Quelles sont vos recommandations pour gérer un budget en période d’inflation?

Plus de planification. Prioriser les dépenses essentielles : logement, épicerie, transport. Faire un suivi de ses dépenses pour avoir des informations réelles sur les montants dépensés. Planifier son budget de façon mensuelle en commençant par faire des prévisions sur nos revenus et dépenses puis en inscrivant les dépenses réelles. Pour tout cela, il est possible d’être accompagné par une ACEF!

Justement, quels sont les services offerts par une ACEF?

Pourquoi est-ce essentiel de soutenir les ACEF?

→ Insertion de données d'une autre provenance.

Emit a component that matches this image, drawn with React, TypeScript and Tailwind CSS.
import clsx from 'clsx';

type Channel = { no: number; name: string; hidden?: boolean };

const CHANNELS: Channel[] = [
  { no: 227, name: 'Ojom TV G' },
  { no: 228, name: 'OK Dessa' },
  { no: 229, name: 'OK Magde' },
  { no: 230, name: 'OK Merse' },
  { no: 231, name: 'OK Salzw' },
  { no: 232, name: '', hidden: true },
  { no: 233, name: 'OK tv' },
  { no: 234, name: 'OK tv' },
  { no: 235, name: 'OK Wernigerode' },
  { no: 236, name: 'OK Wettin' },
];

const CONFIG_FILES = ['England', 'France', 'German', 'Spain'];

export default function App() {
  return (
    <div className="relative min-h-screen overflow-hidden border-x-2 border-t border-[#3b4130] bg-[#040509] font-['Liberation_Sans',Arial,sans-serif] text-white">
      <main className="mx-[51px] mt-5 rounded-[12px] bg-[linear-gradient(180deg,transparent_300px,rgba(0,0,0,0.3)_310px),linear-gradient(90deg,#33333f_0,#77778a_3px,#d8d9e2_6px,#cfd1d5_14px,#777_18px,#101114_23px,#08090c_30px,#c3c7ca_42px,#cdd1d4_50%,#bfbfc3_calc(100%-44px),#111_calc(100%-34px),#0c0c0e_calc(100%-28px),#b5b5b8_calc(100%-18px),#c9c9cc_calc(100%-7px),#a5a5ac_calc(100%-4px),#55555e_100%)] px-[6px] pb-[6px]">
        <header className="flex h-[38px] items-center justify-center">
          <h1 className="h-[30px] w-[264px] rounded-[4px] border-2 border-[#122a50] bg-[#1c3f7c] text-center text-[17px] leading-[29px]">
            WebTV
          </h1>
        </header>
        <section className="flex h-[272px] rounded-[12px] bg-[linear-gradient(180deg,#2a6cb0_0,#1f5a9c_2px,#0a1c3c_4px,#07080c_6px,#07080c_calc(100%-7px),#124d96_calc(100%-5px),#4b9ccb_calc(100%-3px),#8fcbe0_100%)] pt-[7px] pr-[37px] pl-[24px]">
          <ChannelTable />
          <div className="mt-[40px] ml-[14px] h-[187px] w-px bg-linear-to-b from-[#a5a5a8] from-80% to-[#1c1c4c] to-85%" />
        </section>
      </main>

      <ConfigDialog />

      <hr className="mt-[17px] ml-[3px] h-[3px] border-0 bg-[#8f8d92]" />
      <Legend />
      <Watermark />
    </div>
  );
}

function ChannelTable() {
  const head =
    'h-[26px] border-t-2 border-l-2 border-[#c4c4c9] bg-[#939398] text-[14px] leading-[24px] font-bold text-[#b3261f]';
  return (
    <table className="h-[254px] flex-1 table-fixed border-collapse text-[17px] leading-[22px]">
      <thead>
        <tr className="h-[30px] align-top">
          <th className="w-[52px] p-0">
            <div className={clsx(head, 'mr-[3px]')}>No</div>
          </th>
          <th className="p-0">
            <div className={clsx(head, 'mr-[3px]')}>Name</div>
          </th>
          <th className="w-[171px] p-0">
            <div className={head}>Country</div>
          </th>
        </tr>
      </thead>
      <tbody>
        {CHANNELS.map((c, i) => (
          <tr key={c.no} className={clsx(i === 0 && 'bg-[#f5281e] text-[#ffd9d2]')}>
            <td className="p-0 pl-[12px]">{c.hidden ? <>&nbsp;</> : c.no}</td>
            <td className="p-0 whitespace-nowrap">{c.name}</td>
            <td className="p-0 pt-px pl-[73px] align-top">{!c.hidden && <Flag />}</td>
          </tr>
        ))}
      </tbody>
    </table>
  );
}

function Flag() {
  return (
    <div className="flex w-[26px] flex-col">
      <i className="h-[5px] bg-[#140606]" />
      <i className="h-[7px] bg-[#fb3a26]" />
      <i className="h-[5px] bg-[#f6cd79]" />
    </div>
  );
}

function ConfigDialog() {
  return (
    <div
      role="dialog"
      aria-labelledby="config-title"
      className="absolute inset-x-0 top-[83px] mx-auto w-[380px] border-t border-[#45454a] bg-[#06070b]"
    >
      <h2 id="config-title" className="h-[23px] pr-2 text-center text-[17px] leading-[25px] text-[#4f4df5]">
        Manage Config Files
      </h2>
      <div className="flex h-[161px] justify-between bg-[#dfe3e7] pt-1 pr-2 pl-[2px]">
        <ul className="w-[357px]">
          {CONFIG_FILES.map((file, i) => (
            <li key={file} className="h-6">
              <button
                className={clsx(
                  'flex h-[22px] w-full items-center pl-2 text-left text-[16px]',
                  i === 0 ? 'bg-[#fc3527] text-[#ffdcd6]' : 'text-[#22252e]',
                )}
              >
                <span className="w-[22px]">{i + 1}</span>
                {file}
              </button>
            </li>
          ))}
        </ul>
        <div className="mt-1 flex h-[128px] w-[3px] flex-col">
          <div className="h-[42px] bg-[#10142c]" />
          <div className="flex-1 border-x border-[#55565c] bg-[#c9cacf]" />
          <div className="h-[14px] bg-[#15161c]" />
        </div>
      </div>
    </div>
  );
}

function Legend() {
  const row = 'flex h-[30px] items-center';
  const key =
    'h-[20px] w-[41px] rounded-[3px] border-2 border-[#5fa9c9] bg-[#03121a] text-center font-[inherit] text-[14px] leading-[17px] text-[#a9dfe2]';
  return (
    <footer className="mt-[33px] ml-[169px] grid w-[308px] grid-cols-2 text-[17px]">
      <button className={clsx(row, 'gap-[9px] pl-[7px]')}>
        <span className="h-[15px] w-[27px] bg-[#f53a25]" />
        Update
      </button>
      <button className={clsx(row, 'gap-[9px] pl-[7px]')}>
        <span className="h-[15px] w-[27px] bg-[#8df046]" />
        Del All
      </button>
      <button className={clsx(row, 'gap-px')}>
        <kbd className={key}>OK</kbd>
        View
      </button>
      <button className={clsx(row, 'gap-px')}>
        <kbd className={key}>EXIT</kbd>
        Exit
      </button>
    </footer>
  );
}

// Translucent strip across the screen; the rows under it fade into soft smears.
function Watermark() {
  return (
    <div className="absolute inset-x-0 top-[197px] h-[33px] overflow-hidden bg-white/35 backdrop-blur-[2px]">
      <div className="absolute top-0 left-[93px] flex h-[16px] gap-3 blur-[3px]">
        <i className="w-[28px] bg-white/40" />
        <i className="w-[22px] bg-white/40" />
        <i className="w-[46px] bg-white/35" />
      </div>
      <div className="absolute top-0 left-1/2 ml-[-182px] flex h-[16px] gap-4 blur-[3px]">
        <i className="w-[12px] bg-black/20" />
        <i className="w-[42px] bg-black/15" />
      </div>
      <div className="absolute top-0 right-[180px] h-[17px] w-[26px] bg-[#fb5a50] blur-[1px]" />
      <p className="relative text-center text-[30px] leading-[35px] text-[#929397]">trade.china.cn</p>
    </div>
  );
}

Les ACEF sont les seuls organismes à offrir des services en matière de gestion des finances personnelles. Et cela gratuitement et de façon neutre. Si les ACEF ne sont plus subventionnées, elles vont fermer. Et si les ACEF ferment, les gens risquent de se tourner vers des redresseurs financiers.  Ce sont des gens qui annoncent leurs services payants dans les journaux ou sur Internet. Plus l’économie va mal et plus ce genre d’arnaque apparaît.

« Les ACEF sont les seuls organismes à offrir des services en matière de gestion de finances personnelles. Et cela gratuitement et de façon neutre »

Une histoire qui fait du bien

Une femme victime de violence conjugale et économique souhaitait reprendre le contrôle de ses finances. Elle n’avait jamais fait de budget puisque l’ex-conjoint gérait tout sans qu’elle ait son mot à dire.

Petit à petit, une rencontre à la fois avec une conseillère budgétaire de l’ACEF, cette femme a appris à se faire confiance dans la gestion de ses finances personnelles. Elle a réussi non seulement à apprendre une méthode pour gérer son budget, mais aussi à se faire confiance pour faire des choix financiers comme diminuer l’utilisation du crédit tout en épargnant pour les imprévus.